Begin Source material

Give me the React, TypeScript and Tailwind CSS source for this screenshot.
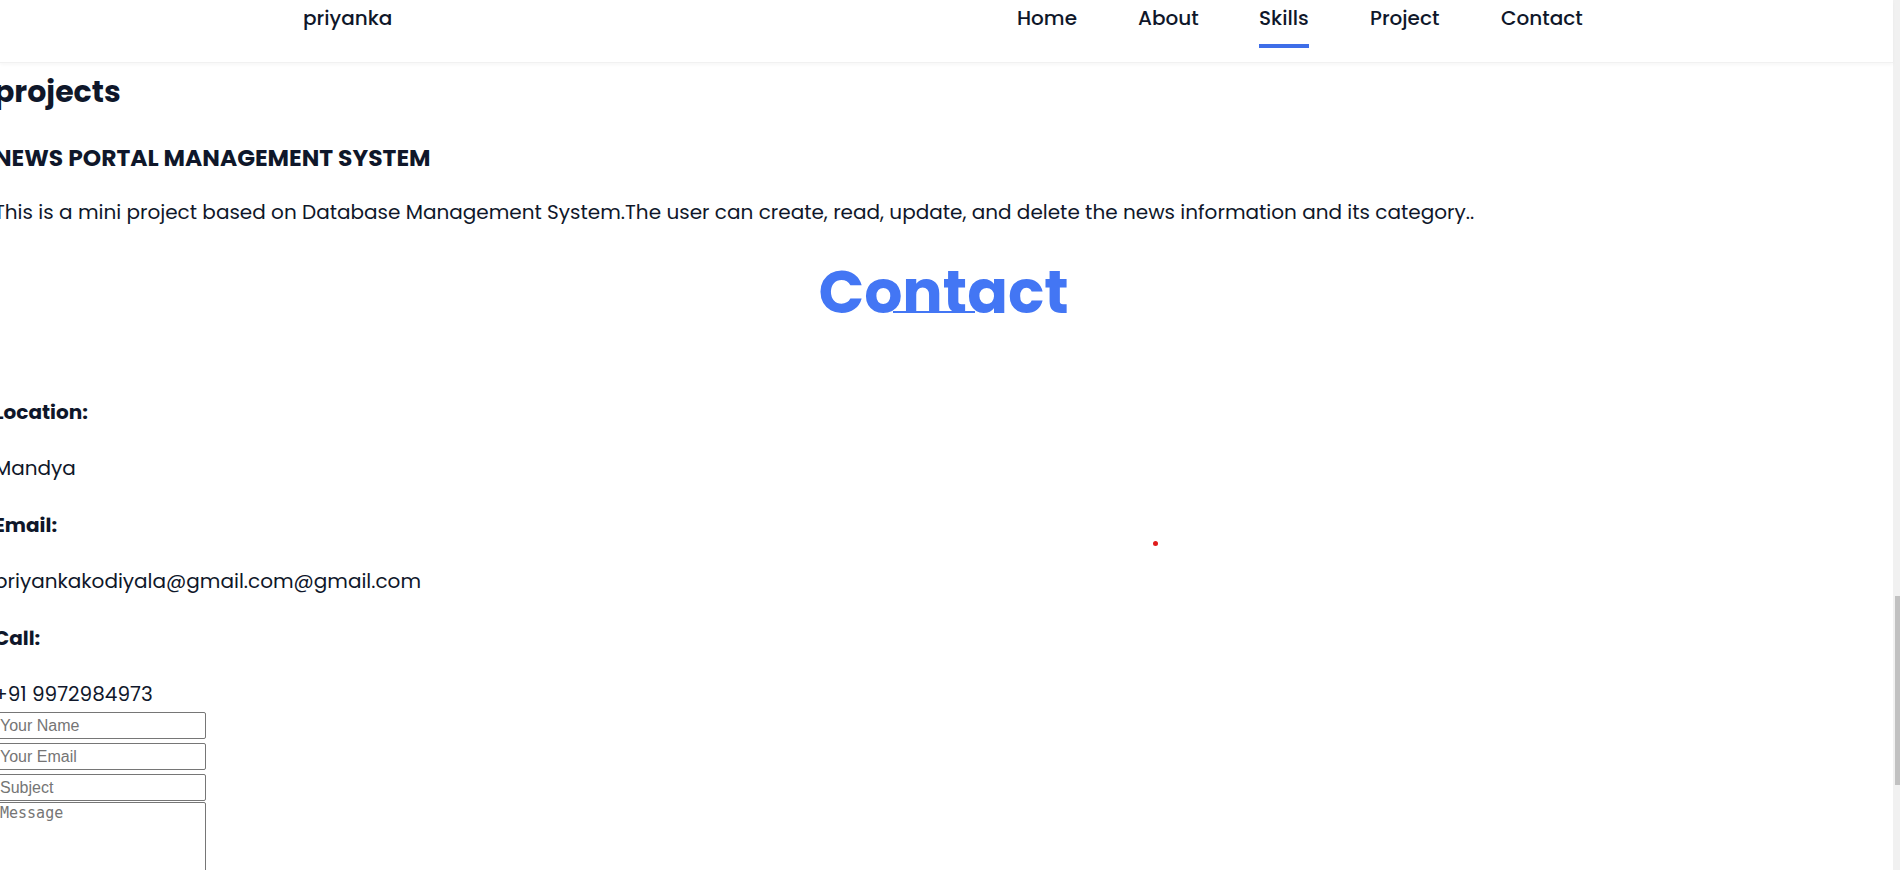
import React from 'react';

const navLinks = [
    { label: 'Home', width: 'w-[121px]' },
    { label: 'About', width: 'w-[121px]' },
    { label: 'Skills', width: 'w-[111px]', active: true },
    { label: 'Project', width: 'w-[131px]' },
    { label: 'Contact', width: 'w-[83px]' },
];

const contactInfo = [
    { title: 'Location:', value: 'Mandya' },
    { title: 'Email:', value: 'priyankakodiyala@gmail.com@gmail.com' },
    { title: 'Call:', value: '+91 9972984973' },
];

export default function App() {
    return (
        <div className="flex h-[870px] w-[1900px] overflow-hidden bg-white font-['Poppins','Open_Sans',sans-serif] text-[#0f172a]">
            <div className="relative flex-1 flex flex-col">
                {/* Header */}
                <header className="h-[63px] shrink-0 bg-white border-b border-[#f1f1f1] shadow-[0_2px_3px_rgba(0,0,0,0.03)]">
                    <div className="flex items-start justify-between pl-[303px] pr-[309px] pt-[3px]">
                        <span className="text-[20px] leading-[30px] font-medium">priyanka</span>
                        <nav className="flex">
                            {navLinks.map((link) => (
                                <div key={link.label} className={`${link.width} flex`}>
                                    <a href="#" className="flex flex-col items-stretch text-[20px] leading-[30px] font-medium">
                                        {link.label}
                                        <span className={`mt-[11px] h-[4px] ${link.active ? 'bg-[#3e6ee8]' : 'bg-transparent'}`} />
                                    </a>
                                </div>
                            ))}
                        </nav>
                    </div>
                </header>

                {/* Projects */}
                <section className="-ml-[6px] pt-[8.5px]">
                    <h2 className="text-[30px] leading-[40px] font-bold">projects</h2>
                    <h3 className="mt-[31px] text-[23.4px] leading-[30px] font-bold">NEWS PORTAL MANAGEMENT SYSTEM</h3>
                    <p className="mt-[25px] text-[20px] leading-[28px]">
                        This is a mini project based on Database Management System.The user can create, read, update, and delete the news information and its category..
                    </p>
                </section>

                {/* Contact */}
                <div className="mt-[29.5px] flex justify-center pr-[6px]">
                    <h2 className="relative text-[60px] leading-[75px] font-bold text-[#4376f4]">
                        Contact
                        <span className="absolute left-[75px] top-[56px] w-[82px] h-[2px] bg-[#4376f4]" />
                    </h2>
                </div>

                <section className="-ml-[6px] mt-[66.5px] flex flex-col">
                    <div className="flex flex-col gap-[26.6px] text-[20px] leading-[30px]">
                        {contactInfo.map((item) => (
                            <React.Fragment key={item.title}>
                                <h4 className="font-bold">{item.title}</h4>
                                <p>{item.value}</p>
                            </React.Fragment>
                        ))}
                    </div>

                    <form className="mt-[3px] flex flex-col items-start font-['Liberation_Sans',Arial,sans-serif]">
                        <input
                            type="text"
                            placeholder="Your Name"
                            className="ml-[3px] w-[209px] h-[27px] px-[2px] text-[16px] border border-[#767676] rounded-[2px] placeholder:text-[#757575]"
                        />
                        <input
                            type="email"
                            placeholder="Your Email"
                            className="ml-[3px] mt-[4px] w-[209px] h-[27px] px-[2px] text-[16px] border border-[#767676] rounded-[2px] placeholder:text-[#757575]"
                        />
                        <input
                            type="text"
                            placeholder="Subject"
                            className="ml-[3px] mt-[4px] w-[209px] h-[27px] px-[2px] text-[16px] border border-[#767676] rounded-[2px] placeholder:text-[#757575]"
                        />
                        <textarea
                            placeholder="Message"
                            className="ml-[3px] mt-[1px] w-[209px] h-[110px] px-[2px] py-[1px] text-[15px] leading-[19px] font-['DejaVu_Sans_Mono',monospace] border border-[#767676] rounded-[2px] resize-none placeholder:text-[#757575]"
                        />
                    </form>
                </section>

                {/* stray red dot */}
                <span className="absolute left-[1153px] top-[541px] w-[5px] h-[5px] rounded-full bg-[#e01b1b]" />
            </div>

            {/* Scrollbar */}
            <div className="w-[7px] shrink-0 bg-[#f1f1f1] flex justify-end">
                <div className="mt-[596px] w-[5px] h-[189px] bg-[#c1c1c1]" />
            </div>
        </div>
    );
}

End Source material
Begin Source material

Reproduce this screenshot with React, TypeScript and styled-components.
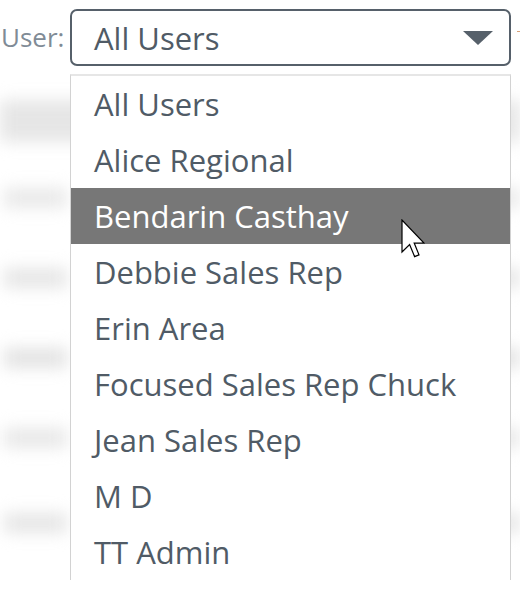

End Source material
Begin Source material

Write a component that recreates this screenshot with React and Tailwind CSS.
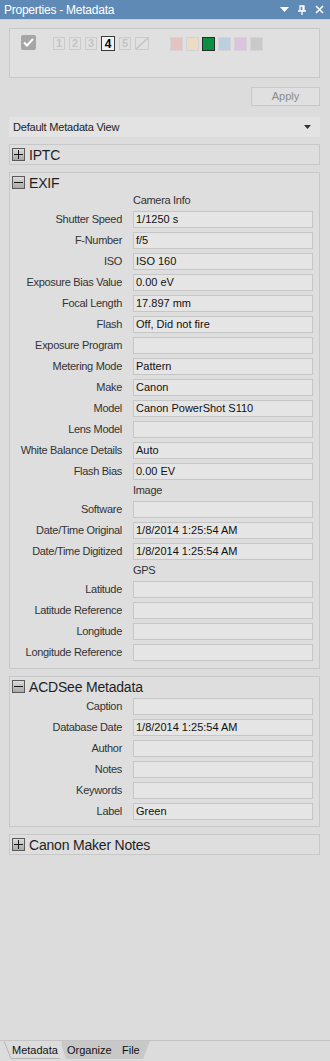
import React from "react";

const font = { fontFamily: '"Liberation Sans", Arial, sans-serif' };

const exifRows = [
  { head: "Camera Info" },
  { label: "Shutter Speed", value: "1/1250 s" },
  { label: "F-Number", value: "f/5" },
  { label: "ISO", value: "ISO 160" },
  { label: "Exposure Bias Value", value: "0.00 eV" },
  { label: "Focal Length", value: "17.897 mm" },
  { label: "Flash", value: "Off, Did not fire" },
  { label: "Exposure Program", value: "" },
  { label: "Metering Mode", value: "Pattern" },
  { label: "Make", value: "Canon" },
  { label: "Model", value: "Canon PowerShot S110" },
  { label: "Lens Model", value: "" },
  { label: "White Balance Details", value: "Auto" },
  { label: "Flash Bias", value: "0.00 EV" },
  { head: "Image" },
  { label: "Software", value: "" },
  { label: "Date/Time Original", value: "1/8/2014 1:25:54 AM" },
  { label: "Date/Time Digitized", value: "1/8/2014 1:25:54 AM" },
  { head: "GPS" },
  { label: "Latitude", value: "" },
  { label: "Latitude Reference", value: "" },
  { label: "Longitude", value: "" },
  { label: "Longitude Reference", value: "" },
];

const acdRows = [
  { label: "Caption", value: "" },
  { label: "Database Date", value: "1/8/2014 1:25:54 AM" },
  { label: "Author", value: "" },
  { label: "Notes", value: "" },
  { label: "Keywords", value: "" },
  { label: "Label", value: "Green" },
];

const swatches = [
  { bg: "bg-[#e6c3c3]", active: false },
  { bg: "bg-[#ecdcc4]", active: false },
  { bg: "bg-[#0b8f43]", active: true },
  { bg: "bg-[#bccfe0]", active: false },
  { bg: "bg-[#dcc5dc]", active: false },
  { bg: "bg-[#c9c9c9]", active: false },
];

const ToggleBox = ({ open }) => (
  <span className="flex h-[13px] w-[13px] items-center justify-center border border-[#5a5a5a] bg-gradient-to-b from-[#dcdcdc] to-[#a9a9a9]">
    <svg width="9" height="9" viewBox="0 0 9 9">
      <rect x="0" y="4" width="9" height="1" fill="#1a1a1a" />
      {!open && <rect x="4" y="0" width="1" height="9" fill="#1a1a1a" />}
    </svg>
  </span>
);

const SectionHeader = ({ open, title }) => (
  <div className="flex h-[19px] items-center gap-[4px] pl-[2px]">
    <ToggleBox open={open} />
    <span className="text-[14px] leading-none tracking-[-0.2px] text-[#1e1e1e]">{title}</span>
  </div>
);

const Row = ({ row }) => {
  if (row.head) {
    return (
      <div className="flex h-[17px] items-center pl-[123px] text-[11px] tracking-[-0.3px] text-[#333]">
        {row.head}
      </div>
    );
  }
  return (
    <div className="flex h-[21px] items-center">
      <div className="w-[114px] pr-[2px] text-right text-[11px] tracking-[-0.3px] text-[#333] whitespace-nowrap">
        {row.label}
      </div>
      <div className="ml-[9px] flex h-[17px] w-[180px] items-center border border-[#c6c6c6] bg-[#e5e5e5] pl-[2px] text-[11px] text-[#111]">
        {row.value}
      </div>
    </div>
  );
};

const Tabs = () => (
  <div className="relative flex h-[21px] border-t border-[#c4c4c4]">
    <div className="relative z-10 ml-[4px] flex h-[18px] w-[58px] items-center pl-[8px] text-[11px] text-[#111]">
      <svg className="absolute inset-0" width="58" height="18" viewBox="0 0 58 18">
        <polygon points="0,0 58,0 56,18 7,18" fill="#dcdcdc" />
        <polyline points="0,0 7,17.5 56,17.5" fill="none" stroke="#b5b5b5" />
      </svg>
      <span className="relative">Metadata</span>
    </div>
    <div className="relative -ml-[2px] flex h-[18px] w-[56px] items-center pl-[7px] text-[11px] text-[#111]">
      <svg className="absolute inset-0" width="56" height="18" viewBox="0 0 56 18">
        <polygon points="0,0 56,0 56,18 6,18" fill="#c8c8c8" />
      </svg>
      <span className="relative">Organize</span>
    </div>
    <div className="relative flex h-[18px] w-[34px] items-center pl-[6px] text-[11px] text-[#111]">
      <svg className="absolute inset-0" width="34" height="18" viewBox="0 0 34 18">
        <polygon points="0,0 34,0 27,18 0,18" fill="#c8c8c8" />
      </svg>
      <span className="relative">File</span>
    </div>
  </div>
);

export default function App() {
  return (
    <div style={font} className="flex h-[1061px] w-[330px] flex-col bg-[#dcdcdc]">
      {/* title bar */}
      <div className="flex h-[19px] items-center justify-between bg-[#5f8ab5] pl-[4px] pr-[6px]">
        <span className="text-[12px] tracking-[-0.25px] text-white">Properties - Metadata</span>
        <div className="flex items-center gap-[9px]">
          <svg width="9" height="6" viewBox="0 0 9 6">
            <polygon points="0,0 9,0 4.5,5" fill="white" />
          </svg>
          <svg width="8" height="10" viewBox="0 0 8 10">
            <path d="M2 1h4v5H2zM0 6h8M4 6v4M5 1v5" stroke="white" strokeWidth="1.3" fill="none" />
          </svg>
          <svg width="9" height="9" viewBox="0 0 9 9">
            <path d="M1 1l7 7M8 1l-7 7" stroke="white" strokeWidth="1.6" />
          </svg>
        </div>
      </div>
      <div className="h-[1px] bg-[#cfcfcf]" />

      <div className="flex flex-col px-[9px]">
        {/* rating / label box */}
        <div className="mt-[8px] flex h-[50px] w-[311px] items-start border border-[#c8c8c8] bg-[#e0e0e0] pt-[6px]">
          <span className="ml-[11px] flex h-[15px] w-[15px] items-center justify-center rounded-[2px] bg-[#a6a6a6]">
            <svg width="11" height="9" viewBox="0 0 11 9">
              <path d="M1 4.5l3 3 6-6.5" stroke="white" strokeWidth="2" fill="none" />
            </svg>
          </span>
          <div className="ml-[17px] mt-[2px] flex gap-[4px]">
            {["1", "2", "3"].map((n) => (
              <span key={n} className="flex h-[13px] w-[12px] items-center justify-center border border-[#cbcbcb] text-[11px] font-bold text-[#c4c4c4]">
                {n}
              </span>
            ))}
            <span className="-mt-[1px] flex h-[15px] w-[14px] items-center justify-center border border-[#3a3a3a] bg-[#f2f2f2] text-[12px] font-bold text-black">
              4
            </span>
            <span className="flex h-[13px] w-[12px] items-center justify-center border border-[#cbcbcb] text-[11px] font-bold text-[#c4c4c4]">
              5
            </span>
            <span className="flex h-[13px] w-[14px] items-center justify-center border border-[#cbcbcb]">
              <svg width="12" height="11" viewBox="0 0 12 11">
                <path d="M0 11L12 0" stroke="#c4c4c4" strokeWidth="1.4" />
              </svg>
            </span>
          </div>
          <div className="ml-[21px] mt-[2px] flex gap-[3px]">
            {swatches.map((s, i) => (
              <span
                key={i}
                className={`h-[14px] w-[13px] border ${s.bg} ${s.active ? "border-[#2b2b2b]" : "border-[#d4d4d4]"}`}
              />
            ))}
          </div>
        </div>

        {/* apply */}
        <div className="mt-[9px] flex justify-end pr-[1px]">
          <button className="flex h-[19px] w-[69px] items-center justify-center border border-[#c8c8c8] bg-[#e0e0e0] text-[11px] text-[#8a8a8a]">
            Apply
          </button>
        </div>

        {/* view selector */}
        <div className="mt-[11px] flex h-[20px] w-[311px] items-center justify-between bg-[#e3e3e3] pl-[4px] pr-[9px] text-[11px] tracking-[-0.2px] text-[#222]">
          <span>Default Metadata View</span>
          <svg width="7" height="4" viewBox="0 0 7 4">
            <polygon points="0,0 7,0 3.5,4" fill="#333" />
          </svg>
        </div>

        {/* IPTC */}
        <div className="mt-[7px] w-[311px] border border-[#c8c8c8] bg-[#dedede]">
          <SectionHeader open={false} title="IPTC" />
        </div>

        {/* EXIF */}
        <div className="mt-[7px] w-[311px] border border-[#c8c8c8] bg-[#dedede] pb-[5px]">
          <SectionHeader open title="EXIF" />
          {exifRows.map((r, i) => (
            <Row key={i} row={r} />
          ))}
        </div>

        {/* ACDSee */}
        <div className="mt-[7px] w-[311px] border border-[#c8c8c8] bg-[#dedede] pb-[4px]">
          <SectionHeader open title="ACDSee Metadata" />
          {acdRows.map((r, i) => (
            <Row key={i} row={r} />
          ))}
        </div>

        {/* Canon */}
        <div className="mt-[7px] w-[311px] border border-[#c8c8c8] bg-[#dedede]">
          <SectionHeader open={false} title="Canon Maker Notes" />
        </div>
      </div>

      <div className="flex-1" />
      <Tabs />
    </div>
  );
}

End Source material

--- The task ---
Exactly how many lines of the material contain the word "TypeScript"? Write the number alone.

--- Expected answer ---
2